- [Exercise goal]
Begin at the first line of the data and copy each line through the one containing "number; className?: string;", that line included, with no pictures.

- [Dataset section]

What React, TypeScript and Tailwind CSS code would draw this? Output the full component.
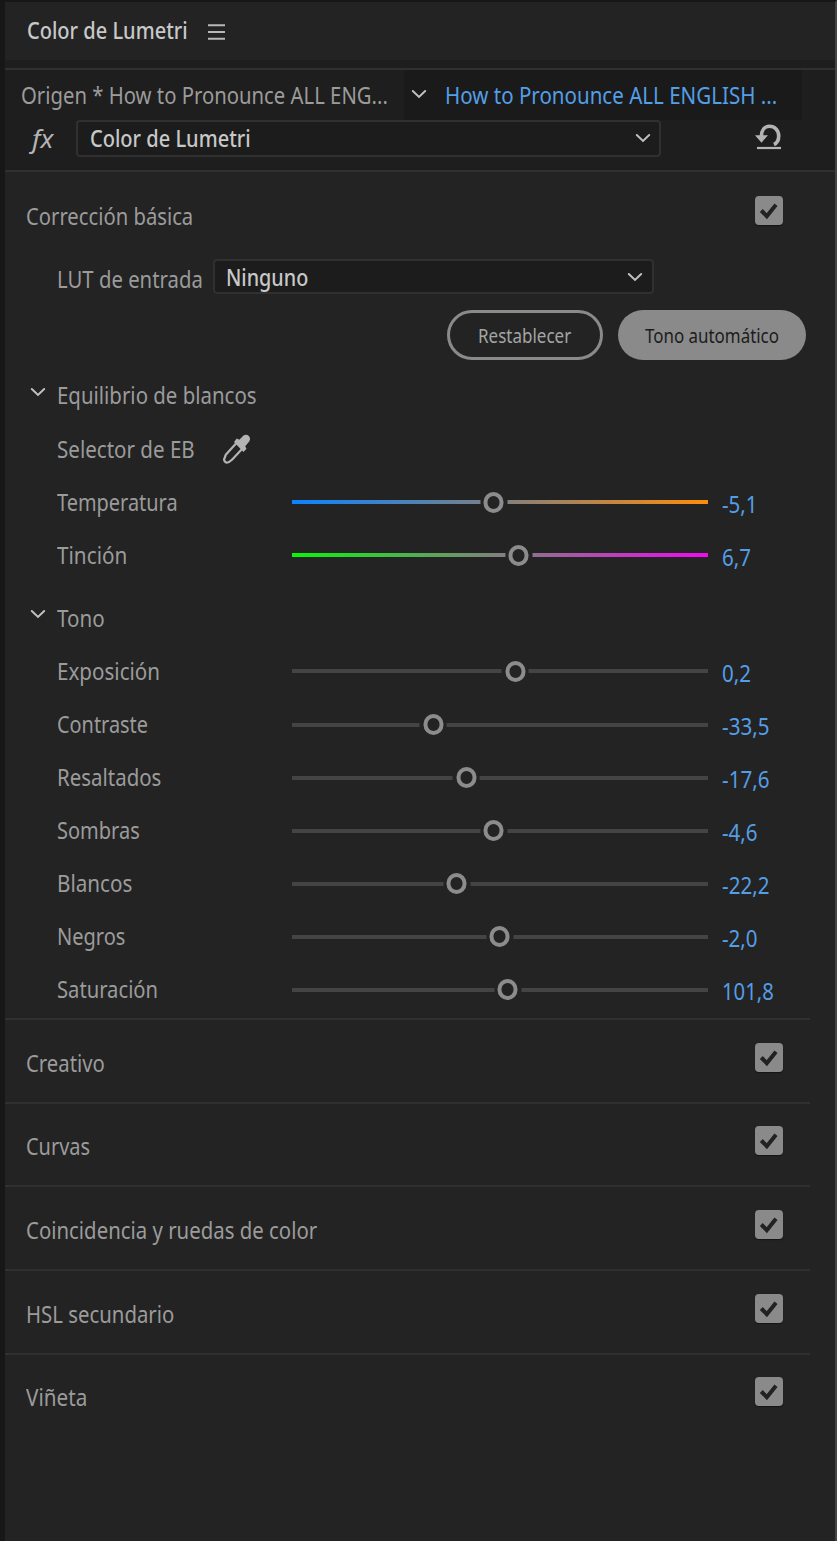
import { useLayoutEffect, useRef, useState } from "react";

type FitProps = { w: number; className?: string; children: string };

/* Condensed label: squeezes a line of text horizontally into the given width. */
function Fit({ w, className = "", children }: FitProps) {
  const ref = useRef<HTMLSpanElement>(null);
  const [scale, setScale] = useState(0.85);
  useLayoutEffect(() => {
    if (ref.current) setScale(w / ref.current.offsetWidth);
  }, [w, children]);
  return (
    <span className={`block shrink-0 whitespace-nowrap ${className}`} style={{ width: w }}>
      <span ref={ref} className="inline-block origin-left" style={{ transform: `scaleX(${scale})` }}>
        {children}
      </span>
    </span>
  );
}

function Chevron({ className = "" }: { className?: string }) {
  return (
    <svg className={`shrink-0 ${className}`} width="16" height="10" viewBox="0 0 16 10" fill="none">
      <path d="M1.800 2 8 7.900l6.200-5.900" stroke="#c0c0c0" strokeWidth="2" strokeLinecap="round" strokeLinejoin="miter" />
    </svg>
  );
}

function Check() {
  return (
    <div className="flex h-[29px] w-7 shrink-0 items-center justify-center rounded bg-[#8a8a8a] shadow-[0_1px_1px_#151515]">
      <svg width="28" height="29" viewBox="0 0 28 29" fill="none">
        <path d="M6.300 14.500 11.800 20.200 21 8.700" stroke="#222" strokeWidth="4" strokeLinejoin="miter" />
      </svg>
    </div>
  );
}

type SliderProps = { label: string; lw: number; value: string; vw: number; knob: number; track?: string };

function Slider({ label, lw, value, vw, knob, track = "bg-[#444]" }: SliderProps) {
  return (
    <div className="flex h-[53.1px] items-center pl-[51.500px]">
      <div className="w-[235.500px]">
        <Fit w={lw}>{label}</Fit>
      </div>
      <div className={`relative top-[0.500px] h-1 w-[416px] ${track}`}>
        <div
          className="absolute -top-[9px] flex h-[22px] w-[27px] -translate-x-1/2 items-center justify-center bg-[#232323]"
          style={{ left: knob - 292 }}
        >
          <div className="h-[21px] w-[20px] rounded-full border-4 border-[#8c8c8c]" />
        </div>
      </div>
      <Fit w={vw} className="ml-[13.500px] pt-1 text-[#549ee6]">{value}</Fit>
    </div>
  );
}

const white: SliderProps[] = [
  { label: "Temperatura", lw: 121, value: "-5,1", vw: 36, knob: 493.5, track: "bg-[linear-gradient(90deg,#0a84ff,#808080_50%,#ff8c0a)]" },
  { label: "Tinción", lw: 70, value: "6,7", vw: 29, knob: 518.5, track: "bg-[linear-gradient(90deg,#0af50a,#808080_50%,#f00af0)]" },
];

const tone: SliderProps[] = [
  { label: "Exposición", lw: 103, value: "0,2", vw: 29, knob: 515 },
  { label: "Contraste", lw: 91, value: "-33,5", vw: 47.5, knob: 433 },
  { label: "Resaltados", lw: 104, value: "-17,6", vw: 47.5, knob: 466 },
  { label: "Sombras", lw: 83, value: "-4,6", vw: 36, knob: 493.5 },
  { label: "Blancos", lw: 75, value: "-22,2", vw: 47.5, knob: 456.5 },
  { label: "Negros", lw: 68.5, value: "-2,0", vw: 36, knob: 499.5 },
  { label: "Saturación", lw: 101, value: "101,8", vw: 52, knob: 507.5 },
];

const sections = [
  { label: "Creativo", w: 79 },
  { label: "Curvas", w: 64 },
  { label: "Coincidencia y ruedas de color", w: 291 },
  { label: "HSL secundario", w: 148 },
  { label: "Viñeta", w: 61 },
];

function Group({ label, w }: { label: string; w: number }) {
  return (
    <div className="flex h-[53.1px] items-center pl-[25px]">
      <Chevron className="mb-[7px]" />
      <Fit w={w} className="ml-[10.500px]">{label}</Fit>
    </div>
  );
}

export default function App() {
  return (
    <div className="flex h-[1541px] w-[837px] flex-col overflow-hidden border-l-[5px] border-r-2 border-t-2 border-l-[#171717] border-r-[#444] border-t-[#171717] bg-[#232323] font-['Noto_Sans',sans-serif] text-[23.400px] leading-8 text-[#9b9b9b]">
      <header className="flex h-[58px] shrink-0 items-center pl-[22px] text-[#c8c8c8]">
        <Fit w={161} className="mb-[2px] font-medium">Color de Lumetri</Fit>
        <svg className="ml-5 mt-[2px]" width="17" height="16" viewBox="0 0 17 16">
          <path d="M0 1.200h17M0 8h17M0 14.800h17" stroke="#b8b8b8" strokeWidth="2" />
        </svg>
      </header>
      <div className="h-2 shrink-0 bg-[#1e1e1e]" />

      <div className="h-[103.500px] shrink-0 border-y-2 border-[#303030] bg-[#1e1e1e]">
        <div className="flex h-[50px]">
          <div className="flex w-[399px] items-center pl-4">
            <Fit w={367}>Origen * How to Pronounce ALL ENG...</Fit>
          </div>
          <div className="flex w-[398px] items-center bg-[#1a1a1a] pl-[6.500px]">
            <Chevron className="mb-[3px]" />
            <Fit w={332} className="ml-[18px] text-[#549ee6]">How to Pronounce ALL ENGLISH ...</Fit>
          </div>
        </div>
        <div className="flex items-center">
          <Fit w={21} className="mb-[2px] ml-[26.500px] text-[25.500px] italic text-[#b4b4b4]">fx</Fit>
          <div className="ml-[23.500px] flex h-[37px] w-[585px] items-center justify-between rounded-[4px] border-2 border-[#303030] bg-[#1c1c1c] pl-[11.500px] pr-2 font-medium text-[#c8c8c8]">
            <Fit w={161} className="mb-[2px]">Color de Lumetri</Fit>
            <Chevron className="mb-[1px]" />
          </div>
          <svg className="mb-1 ml-[94px]" width="27" height="26" viewBox="0 0 27 26" fill="none">
            <path d="M6.300 13C6.300 6.300 9.500 2.300 14.500 2.300c5.200 0 9.200 3.700 9.200 9.700 0 4-1.700 7.200-4.800 8.500" stroke="#b4b4b4" strokeWidth="3.600" />
            <path d="M0 11.200h13l-6.500 7.500z" fill="#b4b4b4" />
            <path d="M2 24h24" stroke="#b4b4b4" strokeWidth="2.200" />
          </svg>
        </div>
      </div>

      <div className="flex h-[87.500px] shrink-0 justify-between pl-[20.500px] pr-[52px] pt-[24.500px]">
        <Fit w={167} className="pt-1">Corrección básica</Fit>
        <Check />
      </div>
      <div className="flex h-[35px] shrink-0 items-center pl-[51.500px]">
        <Fit w={146} className="pt-1">LUT de entrada</Fit>
        <div className="ml-[10px] flex h-[35px] w-[441px] items-center justify-between rounded-[4px] border-2 border-[#303030] bg-[#1c1c1c] pl-[11.500px] pr-[9px] font-medium text-[#c8c8c8]">
          <Fit w={82}>Ninguno</Fit>
          <Chevron />
        </div>
      </div>
      <div className="mb-[9px] mt-4 flex h-[49.500px] shrink-0 gap-[15px] pl-[441.500px] text-[19.200px]">
        <button className="flex w-[156.500px] items-center justify-center rounded-full border-[3px] border-[#8a8a8a] pt-[2px] text-[#a4a4a4]">
          <Fit w={93}>Restablecer</Fit>
        </button>
        <button className="flex w-[188px] items-center justify-center rounded-full bg-[#8a8a8a] pt-[2px] text-[#1c1c1c]">
          <Fit w={134}>Tono automático</Fit>
        </button>
      </div>

      <Group label="Equilibrio de blancos" w={200} />
      <div className="flex h-[53.500px] shrink-0 items-center pl-[51.500px]">
        <Fit w={138} className="pt-[1px]">Selector de EB</Fit>
        <svg className="ml-[27px] mt-[2px]" width="28" height="30" viewBox="0 0 28 30" fill="none">
          <path d="M14 9.500 4 20.500c-.8 1-.7 2.200-1.300 3.400-1.500 2 .3 5 2.800 4.600 2-.2 3-1.800 4.500-2.800L20 15" stroke="#b4b4b4" strokeWidth="2.200" strokeLinejoin="round" />
          <path d="M12 8l2.800-3.500 2.500 1.300L21.500 1.500C25-1.200 30 3 27.200 7.500l-4 4.700 1.300 2.500-3 3.300z" fill="#b4b4b4" />
        </svg>
      </div>
      {white.map((s) => <Slider key={s.label} {...s} />)}
      <div className="h-[10px] shrink-0" />
      <Group label="Tono" w={47.5} />
      {tone.map((s) => <Slider key={s.label} {...s} />)}

      <div className="mr-[25px] mt-[2px]">
        {sections.map((s) => (
          <div key={s.label} className="flex h-[83.650px] justify-between border-t-2 border-[#303030] pl-[20.500px] pr-[27px] pt-[22.600px]">
            <Fit w={s.w} className="pt-1">{s.label}</Fit>
            <Check />
          </div>
        ))}
      </div>
    </div>
  );
}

- [Task answer]
What React, TypeScript and Tailwind CSS code would draw this? Output the full component.
import { useLayoutEffect, useRef, useState } from "react";

type FitProps = { w: number; className?: string; children: string };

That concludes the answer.